The Forest Service should transmit copies of this decision, Treasury's regulations, and the Forest Service's revised regulations to all of its accountable officers to inform them of the specific requirements imposed on them in circumstances like this. In the future, we will expect Forest Service officers to adhere to Treasury Department regulations, as well as the new rules adopted by the Forest Service.
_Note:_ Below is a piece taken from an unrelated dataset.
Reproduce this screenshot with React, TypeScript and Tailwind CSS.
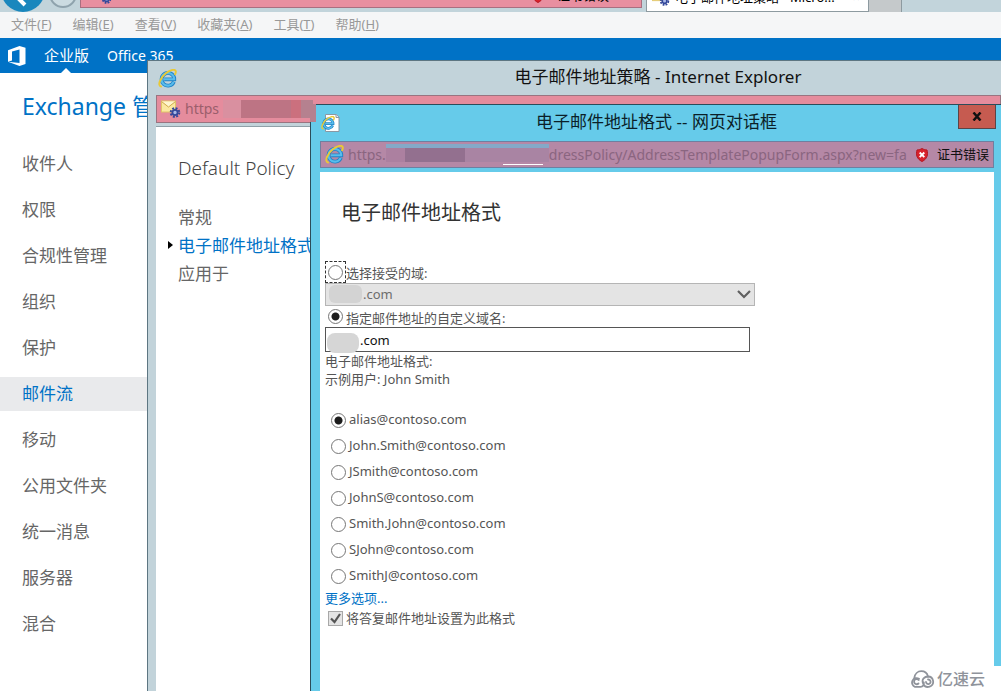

In conclusion, pursuant to 31 U.S.C. 3527(a), we relieve Mr. Barrus from liability for this loss.

Sincerely yours,


/signed/


Susan A. Poling
Managing Associate General Counsel

cc: Mr. Mick Barrus
Director, Financial Policy and Analysis, Forest Service
B-288166



DIGEST



GAO grants relief to a Forest Service collection officer for loss of personal checks sent for deposit by regular U.S. mail, despite the officer's failure to comply with a Treasury requirement to retain sufficient information about checks sent for deposit to enable reconstruction and recollection of the checks in the event of a loss. Because the Treasury requirement is not a common practice for many reasonably prudent and careful people handling their own collections of this sort, and because Forest service rules did not then (but now do) mirror the Treasury requirement, relief is granted based on a standard of reasonableness. In the future, GAO will expect Forest Service officers to adhere to Treasury Department regulations, as well as the rules adopted by the Forest Service.



[1]

To preclude similar losses in the future, the Forest Service has issued a new policy requiring the collection officers to send all remittances to the Lockbox by certified mail and to photocopy personal checks that are included in the remittance.
[2] In October 2001, Treasury expanded this provision by endorsing the practice of retaining duplicate documentation. See I T.F.M. 5-2020 (T.L. No. 603, Oct. 4, 2001) (while not required, the depositing agency should make copies of check deposits before dispatch to allow for replacement if . . . lost or destroyed in transit).